Providing on-the-job training + alternatives to incarceration, Measure J gets tradesmen needed jobs in the building and landscaping industries + fulfills other intentions of this Measure.

There are many other details and links to documentation I can send upon request, but enough for now. Let’s engage in robust dialogue regarding the costs/benefits of each option to determine our steps forward.
Doing so with respect & compassion for one another and our elected officials, let’s avoid divisive rants. Democracy was founded on passionate discourse, not on hatred! 

In closing, let’s keep in mind Amanda Gorman’s Inauguration poem,The Hill We Climb!
Let us “merge mercy with might, and might with right,
then love becomes our legacy, and change our children’s birthright.
So let us leave behind a country {if I may add, our City} better than the one we were left with”.

Respectfully, 
Suzanne De Benedittis












The Actors' Gang

2 Comments

  1. Dear Suzanne,
    Thank you for requesting robust and respectful dialogue!
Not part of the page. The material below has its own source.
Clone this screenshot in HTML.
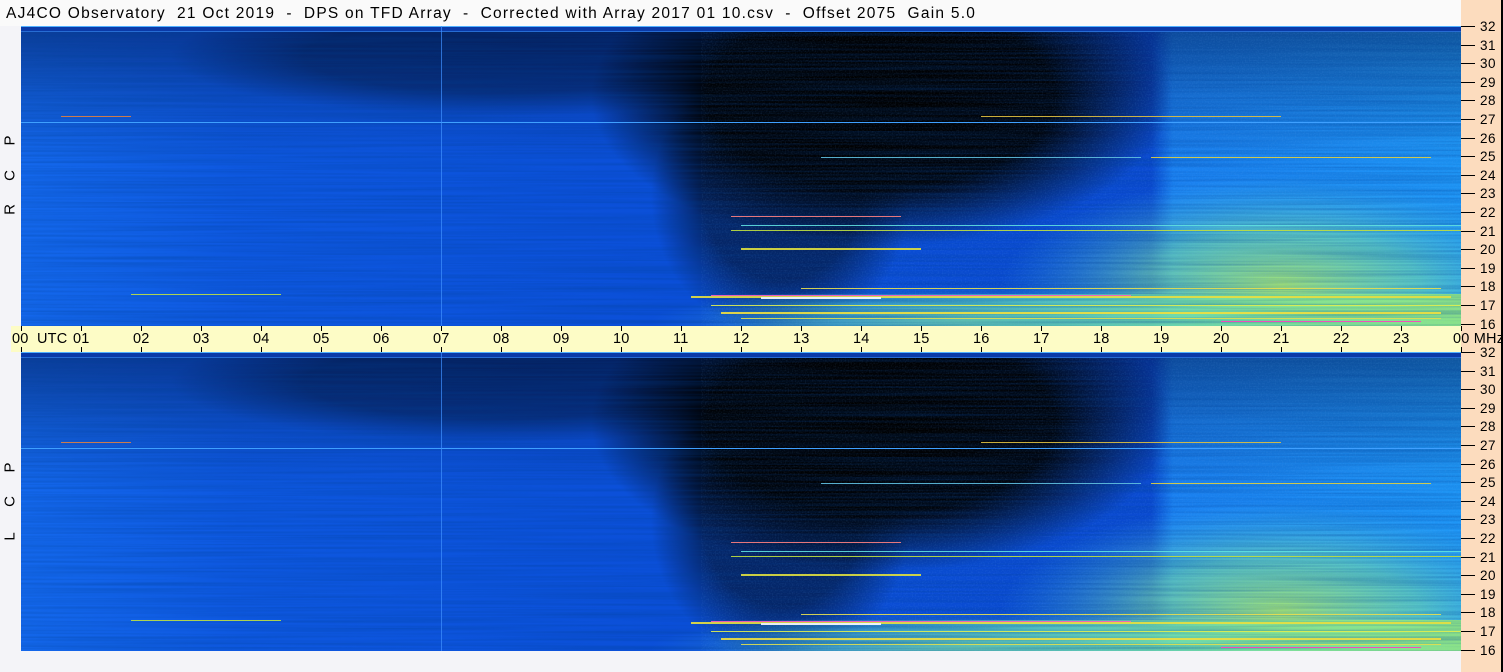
<!DOCTYPE html>
<html><head><meta charset="utf-8"><style>
*{margin:0;padding:0}
html,body{width:1503px;height:672px;overflow:hidden}
body{background:#f4f4f8;position:relative;font-family:"Liberation Sans",sans-serif;color:#000}
#title{position:absolute;left:0;top:0;width:1461px;height:26px;background:#fafafa;font-size:15.5px;letter-spacing:1.25px;line-height:27px;padding-left:6px;white-space:pre;box-sizing:border-box}
#peach{position:absolute;left:1461px;top:0;width:40px;height:672px;background:#fcdcbe;border-right:2px solid #000}
#bar{position:absolute;left:11px;top:326px;width:1450px;height:26px;background:#fdfcc6}
.t{position:absolute;font-size:14.5px;letter-spacing:0.2px;top:331px;white-space:pre}
.tk{position:absolute;width:1px;height:5px;background:#000}
.f{position:absolute;left:1480px;font-size:13.5px;line-height:13px;letter-spacing:.5px}
.fl{position:absolute;left:1461px;width:14px;height:1px;background:#000}
.lab{position:absolute;left:3px;font-size:15px;transform:rotate(-90deg);width:14px;text-align:center;line-height:15px}
svg{position:absolute;left:21px}
</style></head><body>
<div id="title">AJ4CO Observatory  21 Oct 2019  -  DPS on TFD Array  -  Corrected with Array 2017 01 10.csv  -  Offset 2075  Gain 5.0</div>
<div id="peach"></div>
<svg width="0" height="0" style="position:absolute">
<defs>
<linearGradient id="gx" x1="0" x2="1" y1="0" y2="0">
<stop offset="0" stop-color="#1468ec"/><stop offset="0.15" stop-color="#0e58e0"/><stop offset="0.45" stop-color="#0b4fd8"/><stop offset="0.785" stop-color="#0a4ad0"/><stop offset="0.80" stop-color="#1a80f0"/><stop offset="1" stop-color="#1e96f6"/>
</linearGradient>
<linearGradient id="gy" x1="0" x2="0" y1="0" y2="1">
<stop offset="0" stop-color="#000830" stop-opacity="0.45"/><stop offset="0.25" stop-color="#000830" stop-opacity="0.15"/><stop offset="0.45" stop-color="#000830" stop-opacity="0"/>
</linearGradient>
<radialGradient id="dark" cx="0.5" cy="0.5" r="0.5">
<stop offset="0" stop-color="#000" stop-opacity="1"/><stop offset="0.6" stop-color="#000" stop-opacity="0.95"/><stop offset="1" stop-color="#000" stop-opacity="0"/>
</radialGradient>
<radialGradient id="green" cx="0.5" cy="0.5" r="0.5">
<stop offset="0" stop-color="#b8f060" stop-opacity="0.85"/><stop offset="0.5" stop-color="#80e8a0" stop-opacity="0.55"/><stop offset="1" stop-color="#40c0f0" stop-opacity="0"/>
</radialGradient>
<linearGradient id="band" x1="0" x2="1">
<stop offset="0" stop-color="#40d0e0" stop-opacity="0"/><stop offset="0.4" stop-color="#60e0c0" stop-opacity="0.6"/><stop offset="1" stop-color="#a0f070" stop-opacity="0.8"/>
</linearGradient>
<filter id="nz" x="0" y="0" width="1" height="1"><feTurbulence type="fractalNoise" baseFrequency="0.004 0.45" numOctaves="2" seed="3"/><feColorMatrix values="0 0 0 0 0  0 0 0 0 0.05  0 0 0 0 0.3  0 0 0 0.9 -0.3"/></filter>
<filter id="nz2" x="0" y="0" width="1" height="1"><feTurbulence type="fractalNoise" baseFrequency="0.7 0.7" numOctaves="1" seed="7"/><feColorMatrix values="0 0 0 0 0.2  0 0 0 0 0.5  0 0 0 0 1  0 0 0 0.8 -0.35"/></filter>
<g id="spec">
<rect width="1440" height="300" fill="url(#gx)"/>
<rect width="1440" height="300" fill="url(#gy)"/>
<ellipse cx="480" cy="30" rx="330" ry="60" fill="url(#dark)" opacity="0.35"/>
<ellipse cx="860" cy="70" rx="290" ry="150" fill="url(#dark)"/>
<ellipse cx="760" cy="170" rx="130" ry="140" fill="url(#dark)" opacity="0.55"/>
<ellipse cx="1260" cy="260" rx="280" ry="110" fill="url(#green)"/>
<ellipse cx="950" cy="295" rx="320" ry="35" fill="url(#green)" opacity="0.6"/>
<rect x="680" y="268" width="760" height="32" fill="url(#band)"/>
<rect width="1440" height="300" filter="url(#nz)" opacity="0.7"/>
<rect x="680" width="760" height="300" filter="url(#nz2)" opacity="0.35"/>
<rect width="1440" height="6" fill="#0a3aa8"/>
<rect y="0" width="1440" height="1" fill="#50b0ff"/>
<rect y="96" width="1440" height="1" fill="#3fa0ff"/>
<rect y="5" width="1440" height="1" fill="#3a8ef0" opacity=".6"/>
<rect x="420" width="1" height="300" fill="#3f90ff" opacity=".7"/>
<g opacity="0.9">
<rect x="670" y="270" width="760" height="2" fill="#e8e040"/>
<rect x="690" y="269" width="420" height="1" fill="#ff60c0"/>
<rect x="740" y="271" width="120" height="2" fill="#fff"/>
<rect x="720" y="222" width="180" height="2" fill="#e0e040"/>
<rect x="780" y="262" width="640" height="1" fill="#e8e050"/>
<rect x="690" y="279" width="760" height="1" fill="#e0f050"/>
<rect x="700" y="286" width="720" height="2" fill="#f0e040"/>
<rect x="720" y="292" width="700" height="1" fill="#e0e050"/>
<rect x="1130" y="131" width="280" height="1" fill="#e0d040"/>
<rect x="800" y="131" width="320" height="1" fill="#60c0e0"/>
<rect x="960" y="90" width="300" height="1" fill="#e0c040"/>
<rect x="720" y="199" width="780" height="1" fill="#60e0e0"/>
<rect x="710" y="204" width="730" height="1" fill="#c0e040"/>
<rect x="710" y="190" width="170" height="1" fill="#ff8080"/>
<rect x="40" y="90" width="70" height="1" fill="#e08040"/>
<rect x="110" y="268" width="150" height="1" fill="#c0e040"/>
<rect x="1200" y="295" width="200" height="1" fill="#ff40c0"/>
</g>
</g>
</defs></svg>
<svg width="1440" height="300" style="top:26px"><use href="#spec"/></svg>
<svg width="1440" height="299" style="top:352px"><use href="#spec"/></svg>
<div id="bar"></div>
<div class="t" style="left:12px">00  UTC</div>
<div class="t" style="left:73px">01</div><div class="t" style="left:133px">02</div><div class="t" style="left:193px">03</div><div class="t" style="left:253px">04</div><div class="t" style="left:313px">05</div><div class="t" style="left:373px">06</div><div class="t" style="left:433px">07</div><div class="t" style="left:493px">08</div><div class="t" style="left:553px">09</div><div class="t" style="left:613px">10</div><div class="t" style="left:673px">11</div><div class="t" style="left:733px">12</div><div class="t" style="left:793px">13</div><div class="t" style="left:853px">14</div><div class="t" style="left:913px">15</div><div class="t" style="left:973px">16</div><div class="t" style="left:1033px">17</div><div class="t" style="left:1093px">18</div><div class="t" style="left:1153px">19</div><div class="t" style="left:1213px">20</div><div class="t" style="left:1273px">21</div><div class="t" style="left:1333px">22</div><div class="t" style="left:1393px">23</div><div class="t" style="left:1453px">00 MHz</div>
<div id="ticks"></div>
<div class="lab" style="top:133px">P</div><div class="lab" style="top:168px">C</div><div class="lab" style="top:202px">R</div>
<div class="lab" style="top:460px">P</div><div class="lab" style="top:494px">C</div><div class="lab" style="top:529px">L</div>
<div id="fq"></div>
<script>
var h='';for(var i=0;i<=24;i++){var x=21+i*60;h+='<div class="tk" style="left:'+x+'px;top:326px"></div><div class="tk" style="left:'+x+'px;top:347px"></div>';}
document.getElementById('ticks').innerHTML=h;
var f='';[26,352].forEach(function(t){for(var k=0;k<=16;k++){var y=Math.round(t+k*18.6);f+='<div class="fl" style="top:'+y+'px"></div><div class="f" style="top:'+(y-6)+'px">'+(32-k)+'</div>';}});
document.getElementById('fq').innerHTML=f;
</script>
</body></html>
I agree completely. I would also add a plea for City Council not to make substantial changes to zoning and housing plans that cannot be undone. There must be a full and public discussion to include the following:
    Postcard campaign to all residents and businesses
    Specific affected neighborhood engagement with clear explanations and ramifications of changes
    Fact-based proof that proposed changes will achieve the stated goals (increased affordable housing) including evidence of results from other cities for comparison.
    Due diligence by Staff and City Council to collect information about restrictive practices regarding zoning, mortgages, and banking currently occurring in Culver City and identification of which entities, if any, are participating in inequitable practices.
    Verifiable calculations of the impact on city infrastructure of suggested changes including sewer, water, electricity, parking, and traffic.

    There is no rush for City Council to make changes. The current ADU and new mixed-use ordinance with the affordable units inclusion will meet the State requirements. Then we will have time to properly discuss and explore options.